Hormones are molecules that allow cells to communicate with each other and are used by organisms to alter growth and metabolism. The steroid hormones such as estrogen can diffuse across the plasma membrane, bind their receptor in the cytoplasm, migrate to the nucleus and act as transcription factors to alter cell’s physiology and behavior. Naturally occurring steroid hormones include estrogen, progesterone, testosterone and cortisol. 

Detection of hormones in the environment has raised concerns in recent years because of their potential to affect both humans and wildlife. Estrogens from natural, synthetic, plant, and fungal sources can manifest endocrine disrupting properties and even at low concentrations can have harmful effects due to receptor activation. Estrogenic activity can occur in water sources including waste, drinking and freshwater. In freshwater, estrogens are harmful to the ecosystems, feminizing fish and disrupting the overall populations of organisms in the ecosystem. Estrogenic substances can also be present in what we drink, however since the presence of hormones in water is a relatively new area of study, there have been no previous restrictions or regulations regarding filtration of estrogenic compounds. 

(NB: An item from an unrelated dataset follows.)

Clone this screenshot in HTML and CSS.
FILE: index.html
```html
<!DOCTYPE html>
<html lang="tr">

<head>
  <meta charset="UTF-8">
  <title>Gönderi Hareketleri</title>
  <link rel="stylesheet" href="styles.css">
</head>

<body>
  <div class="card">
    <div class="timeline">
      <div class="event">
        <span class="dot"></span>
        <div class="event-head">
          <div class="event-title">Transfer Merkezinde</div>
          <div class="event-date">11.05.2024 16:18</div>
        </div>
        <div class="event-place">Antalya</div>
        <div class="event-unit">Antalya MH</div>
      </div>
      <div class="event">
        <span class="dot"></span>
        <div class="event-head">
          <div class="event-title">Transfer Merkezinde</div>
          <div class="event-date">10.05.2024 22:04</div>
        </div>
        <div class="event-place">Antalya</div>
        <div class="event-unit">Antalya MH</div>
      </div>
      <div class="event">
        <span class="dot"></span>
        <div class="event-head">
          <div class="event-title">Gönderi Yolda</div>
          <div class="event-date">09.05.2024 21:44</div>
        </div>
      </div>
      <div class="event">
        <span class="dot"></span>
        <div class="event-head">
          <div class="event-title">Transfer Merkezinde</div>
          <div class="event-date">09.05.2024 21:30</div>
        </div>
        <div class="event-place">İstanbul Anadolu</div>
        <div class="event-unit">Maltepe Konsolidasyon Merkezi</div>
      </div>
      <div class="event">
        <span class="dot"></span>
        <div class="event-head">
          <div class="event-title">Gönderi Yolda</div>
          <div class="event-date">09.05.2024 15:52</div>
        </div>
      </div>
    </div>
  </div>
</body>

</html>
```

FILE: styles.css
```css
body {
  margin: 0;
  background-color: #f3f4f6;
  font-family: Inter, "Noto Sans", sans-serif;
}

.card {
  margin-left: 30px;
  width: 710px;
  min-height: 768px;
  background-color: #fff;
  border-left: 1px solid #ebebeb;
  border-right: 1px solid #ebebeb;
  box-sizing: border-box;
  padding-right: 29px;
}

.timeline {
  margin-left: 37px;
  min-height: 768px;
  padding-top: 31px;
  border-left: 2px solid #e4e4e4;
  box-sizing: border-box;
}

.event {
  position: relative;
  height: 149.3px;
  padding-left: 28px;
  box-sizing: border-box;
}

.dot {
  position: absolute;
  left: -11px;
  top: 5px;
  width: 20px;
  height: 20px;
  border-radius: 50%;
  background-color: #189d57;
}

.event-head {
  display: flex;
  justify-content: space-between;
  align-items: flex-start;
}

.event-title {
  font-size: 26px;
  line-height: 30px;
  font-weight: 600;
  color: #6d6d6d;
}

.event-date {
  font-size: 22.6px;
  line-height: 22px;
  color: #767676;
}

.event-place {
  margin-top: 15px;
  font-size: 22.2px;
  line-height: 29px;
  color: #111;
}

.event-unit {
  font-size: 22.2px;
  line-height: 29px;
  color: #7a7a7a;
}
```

Due to concern with the compounds in water, we are developing a sensor to detect the molecules in water that will bind to the estrogen receptor. We anticipate that our STREAM, Sensor That Reports Endocrine Activating Molecules, will be sensitive and informative of water quality. A BioNetGen model of the sensor and NetLogo model of fish populations were constructed to improve our understanding of these systems.